Everything You Need to Know About Music Royalties

  • What are Performance Royalties?

    Performing royalties are the fees paid to songwriters, composers, and music publishers when their music is performed or broadcast publicly. This can include live performances, radio broadcasts, streaming services, and more.

    Performing royalties are collected by Performing Rights Organizations (PROs), which are non-profit organizations that license the public performance of music on behalf of their members. In the United States, the three major PROs are ASCAP, BMI, and SESAC.

    PROs collect royalties from businesses that use music publicly, such as radio stations, restaurants, and bars. They also collect royalties from streaming services, such as Spotify and Apple Music. Once the royalties are collected, the PROs distribute them to their members based on how often their music is performed.

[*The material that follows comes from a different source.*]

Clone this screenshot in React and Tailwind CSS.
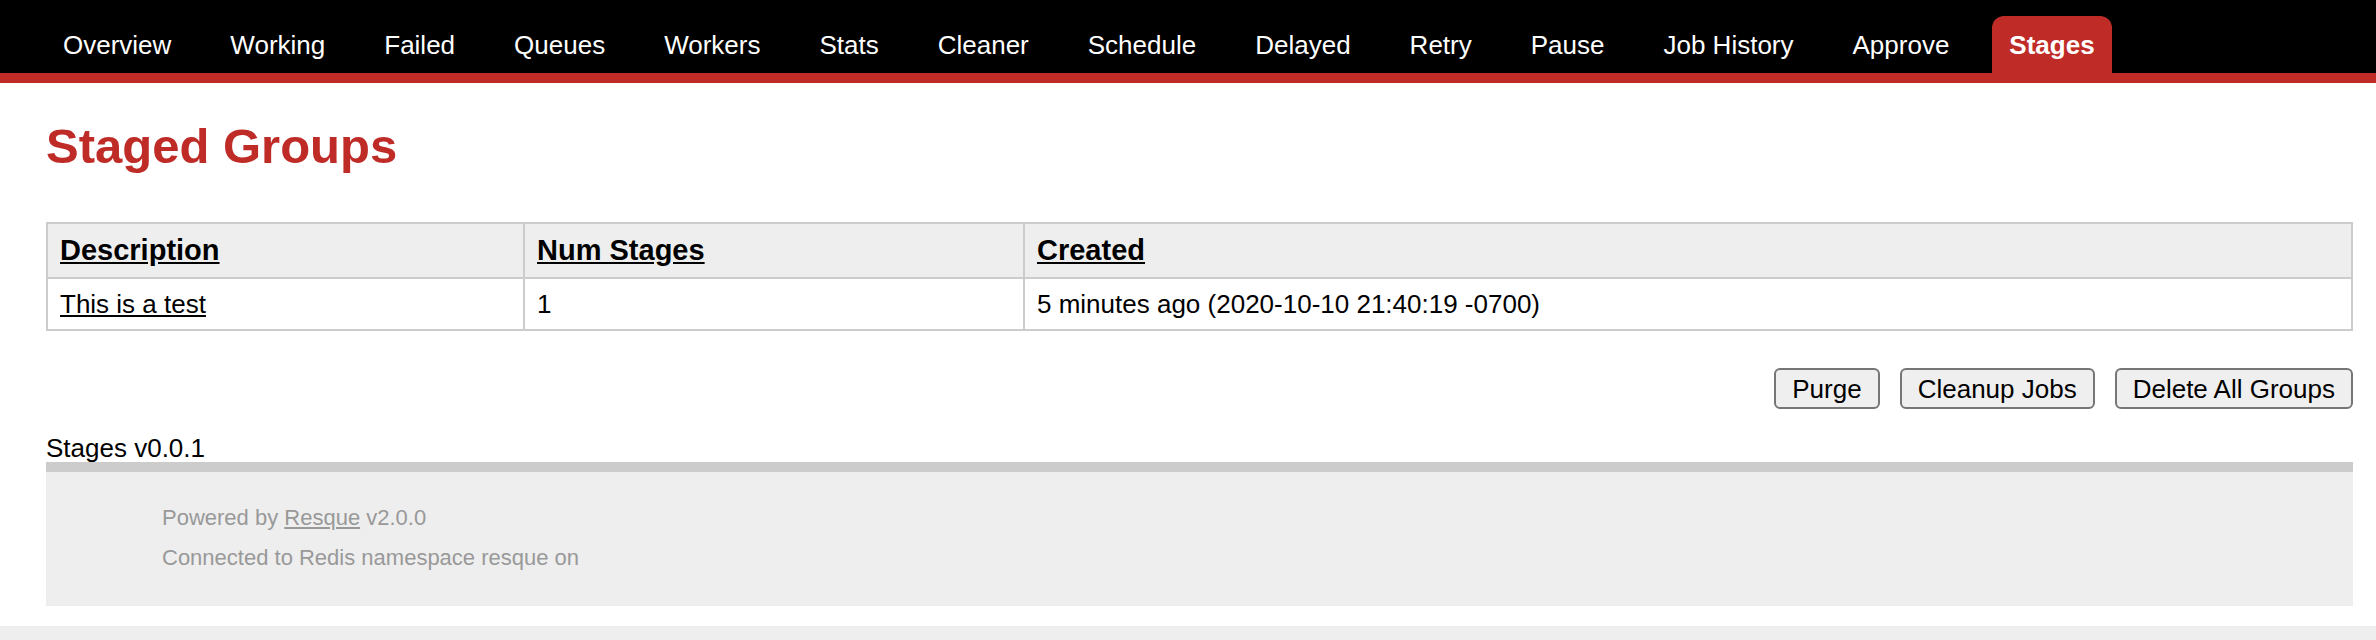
import clsx from 'clsx';

const tabs = [
  'Overview',
  'Working',
  'Failed',
  'Queues',
  'Workers',
  'Stats',
  'Cleaner',
  'Schedule',
  'Delayed',
  'Retry',
  'Pause',
  'Job History',
  'Approve',
  'Stages',
];

function Header() {
  return (
    <div className="bg-black pt-4 pl-[47px] border-b-[10px] border-[#bf2c27]">
      <ul className="flex gap-[27px]">
        {tabs.map((t) => (
          <li key={t}>
            <a
              href="#"
              className={clsx(
                'flex h-[57px] items-center leading-[30px] text-white no-underline',
                t === 'Stages' ? 'rounded-t-[12px] bg-[#bf2c27] px-[17px] font-bold' : 'px-4'
              )}
            >
              {t}
            </a>
          </li>
        ))}
      </ul>
    </div>
  );
}

function GroupsTable() {
  return (
    <table className="mt-[47px] w-full border-separate border-spacing-0 border-t-2 border-l-2 border-[#ccc] text-left">
      <thead>
        <tr className="bg-[#eeeeee]">
          <th className="w-[477px] border-r-2 border-b-2 border-[#ccc] px-3 py-3 text-[29px] leading-[29px] font-bold">
            <a href="#" className="underline">Description</a>
          </th>
          <th className="w-[500px] border-r-2 border-b-2 border-[#ccc] px-3 py-3 text-[29px] leading-[29px] font-bold">
            <a href="#" className="underline">Num Stages</a>
          </th>
          <th className="border-r-2 border-b-2 border-[#ccc] px-3 py-3 text-[29px] leading-[29px] font-bold">
            <a href="#" className="underline">Created</a>
          </th>
        </tr>
      </thead>
      <tbody>
        <tr>
          <td className="border-r-2 border-b-2 border-[#ccc] px-3 py-3 leading-[26px]">
            <a href="#" className="underline">This is a test</a>
          </td>
          <td className="border-r-2 border-b-2 border-[#ccc] px-3 py-3 leading-[26px]">1</td>
          <td className="border-r-2 border-b-2 border-[#ccc] px-3 py-3 leading-[26px]">
            5 minutes ago (2020-10-10 21:40:19 -0700)
          </td>
        </tr>
      </tbody>
    </table>
  );
}

function ActionButton({ children }) {
  return (
    <button
      type="button"
      className="h-[41px] rounded-[6px] border-2 border-[#767676] bg-[#efefef] px-4 text-[26px] leading-none text-black"
    >
      {children}
    </button>
  );
}

export default function App() {
  return (
    <div className="min-h-[640px] bg-white font-['Liberation_Sans',Arial,sans-serif] text-[26px] text-black">
      <Header />

      <div className="pl-[46px] pr-[23px] pt-[34px] pb-[20px]">
        <h1 className="text-[49px] font-bold leading-[58px] text-[#bf2c27]">Staged Groups</h1>

        <GroupsTable />

        <div className="mt-[37px] flex justify-end gap-[20px]">
          <ActionButton>Purge</ActionButton>
          <ActionButton>Cleanup Jobs</ActionButton>
          <ActionButton>Delete All Groups</ActionButton>
        </div>

        <p className="mt-[25px] leading-[28px]">Stages v0.0.1</p>

        <div className="border-t-[10px] border-[#ccc] bg-[#eeeeee] pl-[116px] pt-[26px] pb-[28px] text-[22px] leading-[40px] text-[#999]">
          <p>
            Powered by <a href="#" className="underline">Resque</a> v2.0.0
          </p>
          <p>Connected to Redis namespace resque on </p>
        </div>
      </div>

      <div className="h-[20px] bg-[#eeeeee]" />
    </div>
  );
}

    Performing royalties are an important source of income for songwriters and composers. They can range from a few cents to several dollars per performance, depending on the type of performance and the size of the audience.

    Here are some examples of when performing royalties are paid:

    • When a song is played on the radio
    • When a song is performed at a live concert
    • When a song is streamed on a streaming service
    • When a song is used in a movie or TV show
    • When a song is played in a restaurant, bar, or other public place

    Performing royalties are typically split between the songwriter and the music publisher. The songwriter typically receives a larger share of the royalties, as they are the creator of the composition. The music publisher typically receives a smaller share of the royalties, as they help to promote and distribute the composition.